> [Recorded information]:
※ ※ ※

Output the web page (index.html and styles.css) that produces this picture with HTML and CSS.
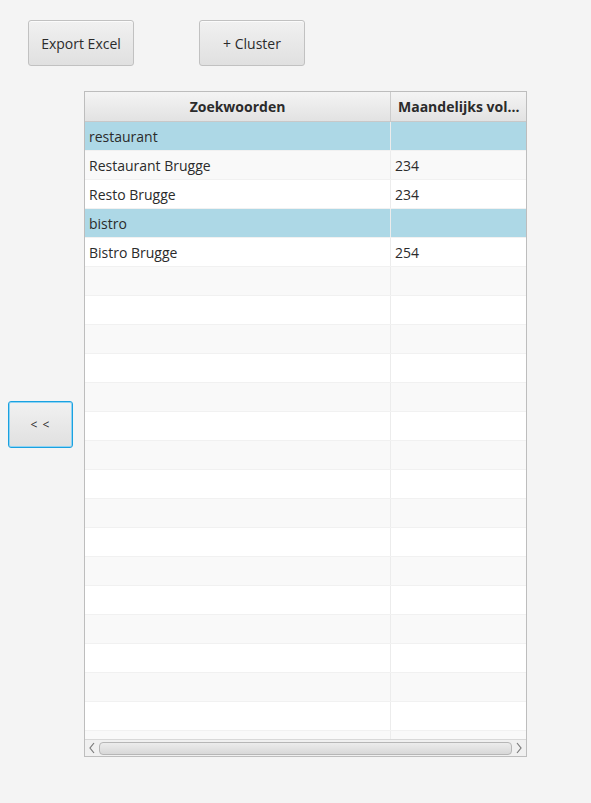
FILE: index.html
```html
<!DOCTYPE html>
<html>
<head>
<meta charset="utf-8">
<link rel="stylesheet" href="styles.css">
</head>
<body>
<div class="app">
  <div class="toolbar">
    <button class="btn btn-export">Export Excel</button>
    <button class="btn btn-cluster">+ Cluster</button>
  </div>
  <div class="main">
    <div class="side">
      <button class="btn btn-back">&lt; &lt;</button>
    </div>
    <div class="table">
      <div class="thead">
        <div class="th c1">Zoekwoorden</div>
        <div class="th c2">Maandelijks vol...</div>
      </div>
      <div class="tbody">
        <div class="row group"><div class="td c1">restaurant</div><div class="td c2"></div></div>
        <div class="row odd"><div class="td c1">Restaurant Brugge</div><div class="td c2">234</div></div>
        <div class="row"><div class="td c1">Resto Brugge</div><div class="td c2">234</div></div>
        <div class="row group"><div class="td c1">bistro</div><div class="td c2"></div></div>
        <div class="row"><div class="td c1">Bistro Brugge</div><div class="td c2">254</div></div>
        <div class="row odd"><div class="td c1"></div><div class="td c2"></div></div>
        <div class="row"><div class="td c1"></div><div class="td c2"></div></div>
        <div class="row odd"><div class="td c1"></div><div class="td c2"></div></div>
        <div class="row"><div class="td c1"></div><div class="td c2"></div></div>
        <div class="row odd"><div class="td c1"></div><div class="td c2"></div></div>
        <div class="row"><div class="td c1"></div><div class="td c2"></div></div>
        <div class="row odd"><div class="td c1"></div><div class="td c2"></div></div>
        <div class="row"><div class="td c1"></div><div class="td c2"></div></div>
        <div class="row odd"><div class="td c1"></div><div class="td c2"></div></div>
        <div class="row"><div class="td c1"></div><div class="td c2"></div></div>
        <div class="row odd"><div class="td c1"></div><div class="td c2"></div></div>
        <div class="row"><div class="td c1"></div><div class="td c2"></div></div>
        <div class="row odd"><div class="td c1"></div><div class="td c2"></div></div>
        <div class="row"><div class="td c1"></div><div class="td c2"></div></div>
        <div class="row odd"><div class="td c1"></div><div class="td c2"></div></div>
        <div class="row"><div class="td c1"></div><div class="td c2"></div></div>
        <div class="row odd"><div class="td c1"></div><div class="td c2"></div></div>
      </div>
      <div class="hscroll">
        <svg class="arrow" width="10" height="12" viewBox="0 0 10 12"><path d="M7 1 L3 6 L7 11" fill="none" stroke="#7a7a7a" stroke-width="1.2"/></svg>
        <div class="thumb"></div>
        <svg class="arrow" width="10" height="12" viewBox="0 0 10 12"><path d="M3 1 L7 6 L3 11" fill="none" stroke="#7a7a7a" stroke-width="1.2"/></svg>
      </div>
    </div>
  </div>
</div>
</body>
</html>
```
FILE: styles.css
```css
html, body {
  margin: 0;
  padding: 0;
  background: #f4f4f4;
}
body {
  width: 591px;
  height: 803px;
  overflow: hidden;
  font-family: "Open Sans", "Noto Sans", sans-serif;
  font-size: 14px;
  color: #2b2b2b;
}
.app {
  display: flex;
  flex-direction: column;
}
.toolbar {
  display: flex;
  padding: 20px 0 0 28px;
  gap: 65px;
}
.btn {
  font-family: "Open Sans", "Noto Sans", sans-serif;
  font-size: 14px;
  color: #2b2b2b;
  background: linear-gradient(#f1f1f1, #e0e0e0);
  border: 1px solid #c1c1c1;
  border-radius: 3px;
  box-shadow: inset 0 1px 0 #fbfbfb;
  padding: 0;
  margin: 0;
  cursor: default;
}
.btn-export, .btn-cluster {
  width: 106px;
  height: 46px;
}
.main {
  display: flex;
  margin-top: 25px;
}
.side {
  width: 84px;
  padding-left: 8px;
  box-sizing: border-box;
  padding-top: 310px;
}
.btn-back {
  width: 65px;
  height: 47px;
  border: 1px solid #1aa1e0;
  box-shadow: 0 0 0 1px #8fd3f3 inset;
  font-size: 12px;
  letter-spacing: 1px;
}
.table {
  width: 443px;
  height: 666px;
  box-sizing: border-box;
  border: 1px solid #bdbdbd;
  background: #ffffff;
  display: flex;
  flex-direction: column;
  overflow: hidden;
  position: relative;
}
.thead {
  display: flex;
  height: 30px;
  flex: none;
  background: linear-gradient(#f4f4f4, #e2e2e2);
  border-bottom: 1px solid #c8c8c8;
  box-sizing: border-box;
}
.th {
  font-weight: bold;
  display: flex;
  align-items: center;
  justify-content: center;
  white-space: nowrap;
  overflow: hidden;
  box-sizing: border-box;
}
.th.c1 {
  border-right: 1px solid #cccccc;
}
.th.c2 {
  justify-content: flex-start;
  padding-left: 7px;
}
.c1 {
  width: 306px;
  flex: none;
}
.c2 {
  flex: 1;
}
.tbody {
  flex: 1;
  overflow: hidden;
}
.row {
  display: flex;
  height: 29px;
  box-sizing: border-box;
  border-bottom: 1px solid #f1f1f1;
  background: #ffffff;
}
.row.odd {
  background: #f9f9f9;
}
.row.group {
  background: #add8e6;
  border-bottom-color: #f1f1f1;
}
.td {
  display: flex;
  align-items: center;
  padding-left: 4px;
  box-sizing: border-box;
  white-space: nowrap;
}
.td.c1 {
  border-right: 1px solid #ececec;
}
.hscroll {
  flex: none;
  height: 16px;
  display: flex;
  align-items: center;
  background: #f0f0f0;
  border-top: 1px solid #d8d8d8;
  padding: 0 2px;
  gap: 2px;
}
.arrow {
  flex: none;
}
.thumb {
  flex: 1;
  height: 11px;
  border: 1px solid #b6b6b6;
  border-radius: 4px;
  background: linear-gradient(#ececec, #d8d8d8);
}
```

※ ※ ※

> [The task]: Leave the images out, please, and restate each line word for word.

> [Output for this task]:
Output the web page (index.html and styles.css) that produces this picture with HTML and CSS.
FILE: index.html
```html
<!DOCTYPE html>
<html>
<head>
<meta charset="utf-8">
<link rel="stylesheet" href="styles.css">
</head>
<body>
<div class="app">
  <div class="toolbar">
    <button class="btn btn-export">Export Excel</button>
    <button class="btn btn-cluster">+ Cluster</button>
  </div>
  <div class="main">
    <div class="side">
      <button class="btn btn-back">&lt; &lt;</button>
    </div>
    <div class="table">
      <div class="thead">
        <div class="th c1">Zoekwoorden</div>
        <div class="th c2">Maandelijks vol...</div>
      </div>
      <div class="tbody">
        <div class="row group"><div class="td c1">restaurant</div><div class="td c2"></div></div>
        <div class="row odd"><div class="td c1">Restaurant Brugge</div><div class="td c2">234</div></div>
        <div class="row"><div class="td c1">Resto Brugge</div><div class="td c2">234</div></div>
        <div class="row group"><div class="td c1">bistro</div><div class="td c2"></div></div>
        <div class="row"><div class="td c1">Bistro Brugge</div><div class="td c2">254</div></div>
        <div class="row odd"><div class="td c1"></div><div class="td c2"></div></div>
        <div class="row"><div class="td c1"></div><div class="td c2"></div></div>
        <div class="row odd"><div class="td c1"></div><div class="td c2"></div></div>
        <div class="row"><div class="td c1"></div><div class="td c2"></div></div>
        <div class="row odd"><div class="td c1"></div><div class="td c2"></div></div>
        <div class="row"><div class="td c1"></div><div class="td c2"></div></div>
        <div class="row odd"><div class="td c1"></div><div class="td c2"></div></div>
        <div class="row"><div class="td c1"></div><div class="td c2"></div></div>
        <div class="row odd"><div class="td c1"></div><div class="td c2"></div></div>
        <div class="row"><div class="td c1"></div><div class="td c2"></div></div>
        <div class="row odd"><div class="td c1"></div><div class="td c2"></div></div>
        <div class="row"><div class="td c1"></div><div class="td c2"></div></div>
        <div class="row odd"><div class="td c1"></div><div class="td c2"></div></div>
        <div class="row"><div class="td c1"></div><div class="td c2"></div></div>
        <div class="row odd"><div class="td c1"></div><div class="td c2"></div></div>
        <div class="row"><div class="td c1"></div><div class="td c2"></div></div>
        <div class="row odd"><div class="td c1"></div><div class="td c2"></div></div>
      </div>
      <div class="hscroll">
        <svg class="arrow" width="10" height="12" viewBox="0 0 10 12"><path d="M7 1 L3 6 L7 11" fill="none" stroke="#7a7a7a" stroke-width="1.2"/></svg>
        <div class="thumb"></div>
        <svg class="arrow" width="10" height="12" viewBox="0 0 10 12"><path d="M3 1 L7 6 L3 11" fill="none" stroke="#7a7a7a" stroke-width="1.2"/></svg>
      </div>
    </div>
  </div>
</div>
</body>
</html>
```
FILE: styles.css
```css
html, body {
  margin: 0;
  padding: 0;
  background: #f4f4f4;
}
body {
  width: 591px;
  height: 803px;
  overflow: hidden;
  font-family: "Open Sans", "Noto Sans", sans-serif;
  font-size: 14px;
  color: #2b2b2b;
}
.app {
  display: flex;
  flex-direction: column;
}
.toolbar {
  display: flex;
  padding: 20px 0 0 28px;
  gap: 65px;
}
.btn {
  font-family: "Open Sans", "Noto Sans", sans-serif;
  font-size: 14px;
  color: #2b2b2b;
  background: linear-gradient(#f1f1f1, #e0e0e0);
  border: 1px solid #c1c1c1;
  border-radius: 3px;
  box-shadow: inset 0 1px 0 #fbfbfb;
  padding: 0;
  margin: 0;
  cursor: default;
}
.btn-export, .btn-cluster {
  width: 106px;
  height: 46px;
}
.main {
  display: flex;
  margin-top: 25px;
}
.side {
  width: 84px;
  padding-left: 8px;
  box-sizing: border-box;
  padding-top: 310px;
}
.btn-back {
  width: 65px;
  height: 47px;
  border: 1px solid #1aa1e0;
  box-shadow: 0 0 0 1px #8fd3f3 inset;
  font-size: 12px;
  letter-spacing: 1px;
}
.table {
  width: 443px;
  height: 666px;
  box-sizing: border-box;
  border: 1px solid #bdbdbd;
  background: #ffffff;
  display: flex;
  flex-direction: column;
  overflow: hidden;
  position: relative;
}
.thead {
  display: flex;
  height: 30px;
  flex: none;
  background: linear-gradient(#f4f4f4, #e2e2e2);
  border-bottom: 1px solid #c8c8c8;
  box-sizing: border-box;
}
.th {
  font-weight: bold;
  display: flex;
  align-items: center;
  justify-content: center;
  white-space: nowrap;
  overflow: hidden;
  box-sizing: border-box;
}
.th.c1 {
  border-right: 1px solid #cccccc;
}
.th.c2 {
  justify-content: flex-start;
  padding-left: 7px;
}
.c1 {
  width: 306px;
  flex: none;
}
.c2 {
  flex: 1;
}
.tbody {
  flex: 1;
  overflow: hidden;
}
.row {
  display: flex;
  height: 29px;
  box-sizing: border-box;
  border-bottom: 1px solid #f1f1f1;
  background: #ffffff;
}
.row.odd {
  background: #f9f9f9;
}
.row.group {
  background: #add8e6;
  border-bottom-color: #f1f1f1;
}
.td {
  display: flex;
  align-items: center;
  padding-left: 4px;
  box-sizing: border-box;
  white-space: nowrap;
}
.td.c1 {
  border-right: 1px solid #ececec;
}
.hscroll {
  flex: none;
  height: 16px;
  display: flex;
  align-items: center;
  background: #f0f0f0;
  border-top: 1px solid #d8d8d8;
  padding: 0 2px;
  gap: 2px;
}
.arrow {
  flex: none;
}
.thumb {
  flex: 1;
  height: 11px;
  border: 1px solid #b6b6b6;
  border-radius: 4px;
  background: linear-gradient(#ececec, #d8d8d8);
}
```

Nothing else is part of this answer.